* **Records provided**:
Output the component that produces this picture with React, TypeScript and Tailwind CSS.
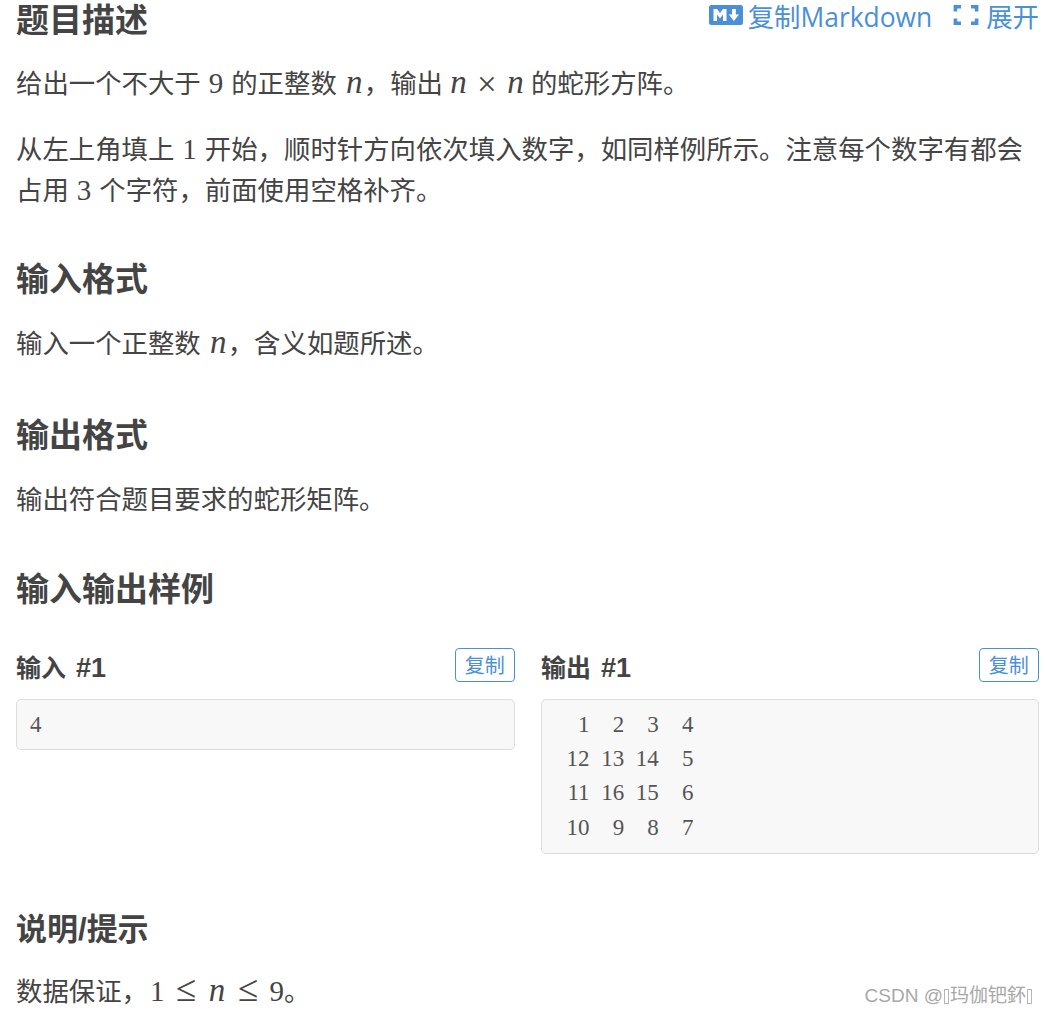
import React from "react";

const cjk = '"Noto Sans CJK SC", "Noto Sans", sans-serif';

function MarkdownIcon() {
  return (
    <svg viewBox="0 0 34 20" className="w-[34px] h-[20px]">
      <rect width="34" height="20" rx="2.5" fill="#4a90d9" />
      <path d="M4.5 16V4h3.6l2.9 4 2.9-4h3.6v12h-3.5V9.6L11 13.4 8 9.6V16z" fill="#fff" />
      <path d="M23 4h3.8v5.6h3.2L24.9 16 19.8 9.6H23z" fill="#fff" />
    </svg>
  );
}

function ExpandIcon() {
  return (
    <svg viewBox="0 0 26 20" className="w-[26px] h-[20px]" fill="none" stroke="#4a90d9" strokeWidth="3.6">
      <path d="M8 1.8H2.4V6.5M18 1.8h5.6V6.5M8 18.2H2.4V13.5M18 18.2h5.6V13.5" />
    </svg>
  );
}

function M({ children, className }: { children: React.ReactNode; className?: string }) {
  return (
    <span className={`text-[29px] leading-[0] ${className ?? "mx-[8px]"}`} style={{ fontFamily: '"Liberation Serif", serif' }}>
      {children}
    </span>
  );
}

// the math n is wide in the picture, so it sits in a fixed box
function N() {
  return <i className="inline-block w-[19px] text-center text-[33px] leading-[0]">n</i>;
}

function Times() {
  return <span className="inline-block w-[20px] mx-[9px] text-center text-[35px] leading-[0] align-[-3px]">×</span>;
}

function Leq() {
  return <span className="inline-block w-[21px] mx-[11px] text-center text-[37px] leading-[0]">≤</span>;
}

function Heading({ children, className }: { children: React.ReactNode; className?: string }) {
  return <h2 className={`text-[33px] leading-[40px] font-bold text-[#444] ${className ?? ""}`}>{children}</h2>;
}

function Sample({ title, rows, plain }: { title: string; rows: string[][]; plain?: boolean }) {
  return (
    <div>
      <div className="flex justify-between items-center h-[34px] mb-[17px]">
        <span className="text-[25px] font-bold text-[#444] mt-[4px]">
          {title}
          <span className="text-[27px] ml-[10px]" style={{ fontFamily: '"Liberation Sans", sans-serif' }}>
            #1
          </span>
        </span>
        <button className="h-[34px] w-[60.5px] rounded-[4px] border border-[#4a90d9] text-[#4a90d9] text-[20px] leading-none flex items-center justify-center">
          复制
        </button>
      </div>
      <div className="bg-[#f8f8f8] border border-[#ddd] rounded-[5px] pl-[13px] py-[7.5px] text-[23px] leading-[34.4px] text-[#555]" style={{ fontFamily: '"Liberation Serif", serif' }}>
        {rows.map((row, i) => (
          <div key={i} className="flex">
            {row.map((cell, j) => (
              <span key={j} className={plain ? "" : "w-[34.6px] text-right"}>
                {cell}
              </span>
            ))}
          </div>
        ))}
      </div>
    </div>
  );
}

export default function App() {
  return (
    <div className="relative w-[1046px] h-[1014px] overflow-hidden bg-white text-[26.4px] leading-[41px] text-[#444] pl-[16px] pr-[7px]" style={{ fontFamily: cjk }}>
      <div className="flex justify-between items-start h-[36px]">
        <h1 className="text-[33px] leading-[36px] font-bold text-[#444]">题目描述</h1>
        <div className="flex items-center text-[#4a90d9] h-[32px] leading-[32px]">
          <span className="flex -mt-[2px]">
            <MarkdownIcon />
          </span>
          <span className="ml-[5px]">
            复制<span style={{ fontFamily: '"Open Sans", sans-serif' }}>Markdown</span>
          </span>
          <span className="ml-[21px] mr-[7px] flex -mt-[2px]">
            <ExpandIcon />
          </span>
          <span>展开</span>
        </div>
      </div>

      <p className="mt-[25px]">
        给出一个不大于
        <M>9</M>
        的正整数
        <M className="ml-[8px]">
          <N />
        </M>
        ，输出
        <M className="ml-[6px] mr-[6px]">
          <N />
          <Times />
          <N />
        </M>
        的蛇形方阵。
      </p>
      <p className="mt-[25px]">
        从左上角填上
        <M>1</M>
        开始，顺时针方向依次填入数字，如同样例所示。注意每个数字有都会
        <br />
        占用
        <M>3</M>
        个字符，前面使用空格补齐。
      </p>

      <Heading className="mt-[48px]">输入格式</Heading>
      <p className="mt-[24px]">
        输入一个正整数
        <M className="ml-[8px]">
          <N />
        </M>
        ，含义如题所述。
      </p>

      <Heading className="mt-[51px]">输出格式</Heading>
      <p className="mt-[24px]">输出符合题目要求的蛇形矩阵。</p>

      <Heading className="mt-[49px]">输入输出样例</Heading>

      <div className="grid grid-cols-[499px_498px] gap-x-[26px] items-start mt-[41px]">
        <Sample title="输入" rows={[["4"]]} plain />
        <Sample
          title="输出"
          rows={[
            ["1", "2", "3", "4"],
            ["12", "13", "14", "5"],
            ["11", "16", "15", "6"],
            ["10", "9", "8", "7"],
          ]}
        />
      </div>

      <h2 className="mt-[53px] text-[31px] leading-[40px] font-bold text-[#444]">
        说明<span style={{ fontFamily: '"Liberation Sans", sans-serif' }}>/</span>提示
      </h2>
      <p className="mt-[19px]">
        数据保证，
        <M className="ml-[2px]">
          1<Leq />
          <N />
          <Leq />9
        </M>
        。
      </p>

      <div className="absolute right-[13px] bottom-[5px] flex items-center text-[19px] leading-[26px] text-[#a8a8a8]" style={{ fontFamily: `"Liberation Sans", ${cjk}` }}>
        <span>CSDN @</span>
        <span className="inline-block w-[5px] h-[15px] border border-[#b5b5b5] mx-[1px]" />
        <span>玛伽钯鈈</span>
        <span className="inline-block w-[5px] h-[15px] border border-[#b5b5b5] mx-[1px]" />
      </div>
    </div>
  );
}
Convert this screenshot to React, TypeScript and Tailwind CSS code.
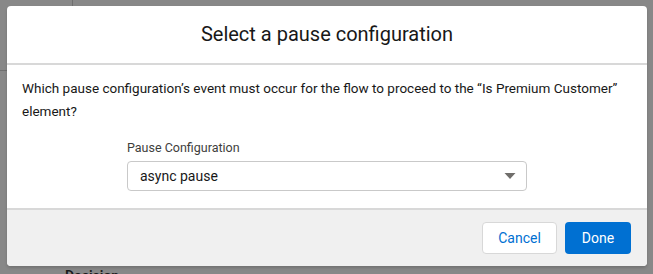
export default function App() {
    return (
        <div className="relative h-[274px] w-[653px] overflow-hidden bg-[#888888] font-['Roboto',sans-serif]">
            {/* canvas bits behind the backdrop */}
            <div className="absolute left-[72px] top-0 h-[6px] w-px bg-[#6f6f6f]" />
            <div className="absolute left-0 top-[70px] h-px w-[7px] bg-[#6f6f6f]" />
            <div className="absolute left-[65px] top-[266px] text-[14px] font-semibold text-[#1a1a1a]">Decision</div>

            <div className="relative ml-[7px] mt-[6px] w-[640px] rounded-[4px] bg-white shadow-[0_2px_3px_rgba(0,0,0,0.16)]">
                <div className="flex h-[59px] items-center justify-center border-b-2 border-[#d8d8d8] pb-[2px]">
                    <h2 className="text-[20px] font-normal text-[#181818]">Select a pause configuration</h2>
                </div>

                <div className="h-[143px] px-[15px] pt-[12px]">
                    <p className="text-[13.5px] leading-[23px] text-[#181818]">
                        Which pause configuration’s event must occur for the flow to proceed to the “Is Premium Customer” element?
                    </p>
                    <div className="ml-[105px] mt-[16px] w-[400px]">
                        <label className="block text-[12.5px] leading-[18px] text-[#3e3e3c]">Pause Configuration</label>
                        <div className="mt-[4px] flex h-[30px] items-center justify-between rounded-[4px] border border-[#c9c9c9] bg-white pl-[12px] pr-[10px]">
                            <span className="text-[14px] text-[#181818]">async pause</span>
                            <svg width="12" height="8" viewBox="0 0 12 8">
                                <path d="M0.5 1 L11.5 1 L6 7 Z" fill="#706e6b" />
                            </svg>
                        </div>
                    </div>
                </div>

                <div className="flex h-[58px] items-center justify-end gap-[8px] rounded-b-[4px] border-t-2 border-[#d8d8d8] bg-[#f0f0f0] pr-[16px]">
                    <button className="h-[32px] w-[75px] rounded-[4px] border border-[#d8d8d8] bg-white text-[14px] text-[#0070d2]">Cancel</button>
                    <button className="h-[32px] w-[66px] rounded-[4px] bg-[#0070d2] text-[14px] text-white">Done</button>
                </div>
            </div>
        </div>
    )
}
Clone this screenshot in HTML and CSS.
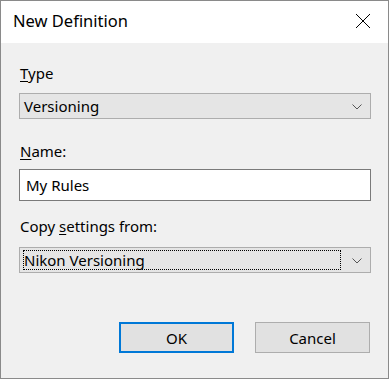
FILE: index.html
```html
<!DOCTYPE html>
<html>
<head>
  <meta charset="utf-8">
  <title>New Definition</title>
  <link rel="stylesheet" href="styles.css">
</head>
<body>
  <div class="dialog">
    <!-- Title bar -->
    <div class="titlebar">
      <span class="title">New Definition</span>
      <span class="close">
        <svg width="16" height="16" viewBox="0 0 16 16">
          <path d="M1 1 L15 15 M15 1 L1 15" stroke="#000" stroke-width="1" fill="none"/>
        </svg>
      </span>
    </div>

    <!-- Form -->
    <div class="content">
      <div class="label label-type"><u>T</u>ype</div>
      <div class="combo">
        <span class="combo-text">Versioning</span>
        <svg class="chevron" width="10" height="6" viewBox="0 0 10 6">
          <path d="M0.5 0.5 L5 5 L9.5 0.5" stroke="#555" stroke-width="1" fill="none"/>
        </svg>
      </div>

      <div class="label label-name"><u>N</u>ame:</div>
      <div class="textbox">My Rules</div>

      <div class="label label-copy">Copy <u>s</u>ettings from:</div>
      <div class="combo combo-focus">
        <span class="combo-text focus-rect">Nikon Versioning</span>
        <svg class="chevron" width="10" height="6" viewBox="0 0 10 6">
          <path d="M0.5 0.5 L5 5 L9.5 0.5" stroke="#555" stroke-width="1" fill="none"/>
        </svg>
      </div>

      <div class="buttons">
        <button type="button" class="btn btn-default">OK</button>
        <button type="button" class="btn">Cancel</button>
      </div>
    </div>
  </div>
</body>
</html>
```

FILE: styles.css
```css
html, body {
  margin: 0;
  padding: 0;
}

body {
  background-color: #f0f0f0;
  font-family: "Noto Sans", "Open Sans", sans-serif;
  font-size: 15px;
  color: #000;
}

.dialog {
  width: 387px;
  height: 377px;
  border: 1px solid #8a8a8a;
  background-color: #f0f0f0;
  display: flex;
  flex-direction: column;
}

.titlebar {
  height: 42px;
  background-color: #fff;
  display: flex;
  align-items: center;
  justify-content: space-between;
  padding: 0 17px 0 12px;
}

.title {
  font-size: 16.5px;
  padding-bottom: 4px;
}

.close {
  display: flex;
  padding-bottom: 2px;
}

.content {
  padding: 20px 17px 0 18px;
  display: flex;
  flex-direction: column;
}

.label {
  height: 20px;
  line-height: 20px;
  padding-left: 1px;
}

.label u {
  text-decoration-thickness: 1px;
  text-underline-offset: 2px;
}

.label-name {
  margin-top: 22px;
}

.label-copy {
  margin-top: 15px;
}

.combo {
  margin-top: 10px;
  height: 24px;
  border: 1px solid #adadad;
  background-color: #e5e5e5;
  display: flex;
  align-items: center;
  justify-content: space-between;
  padding: 0 8px 0 3px;
}

.combo-focus {
  margin-top: 11px;
}

.combo-text {
  line-height: 20px;
  padding: 0 1px;
}

.focus-rect {
  width: 316px;
  outline: 1px dotted #000;
  outline-offset: -1px;
  padding-left: 1px;
}

.chevron {
  margin-top: 1px;
}

.textbox {
  margin-top: 8px;
  height: 30px;
  line-height: 30px;
  border: 1px solid #7a7a7a;
  background-color: #fff;
  padding-left: 6px;
}

.buttons {
  margin-top: 49px;
  display: flex;
  justify-content: flex-end;
  gap: 21px;
  padding-right: 1px;
}

.btn {
  width: 115px;
  height: 31px;
  border: 1px solid #adadad;
  background-color: #e1e1e1;
  font-family: "Noto Sans", "Open Sans", sans-serif;
  font-size: 15px;
  color: #000;
  padding: 0;
}

.btn-default {
  border: 2px solid #0078d7;
}
```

* **Task objective**: For each line of the entries that includes "Tailwind", show that line.

* **Result for this exercise**:
Output the component that produces this picture with React, TypeScript and Tailwind CSS.
Convert this screenshot to React, TypeScript and Tailwind CSS code.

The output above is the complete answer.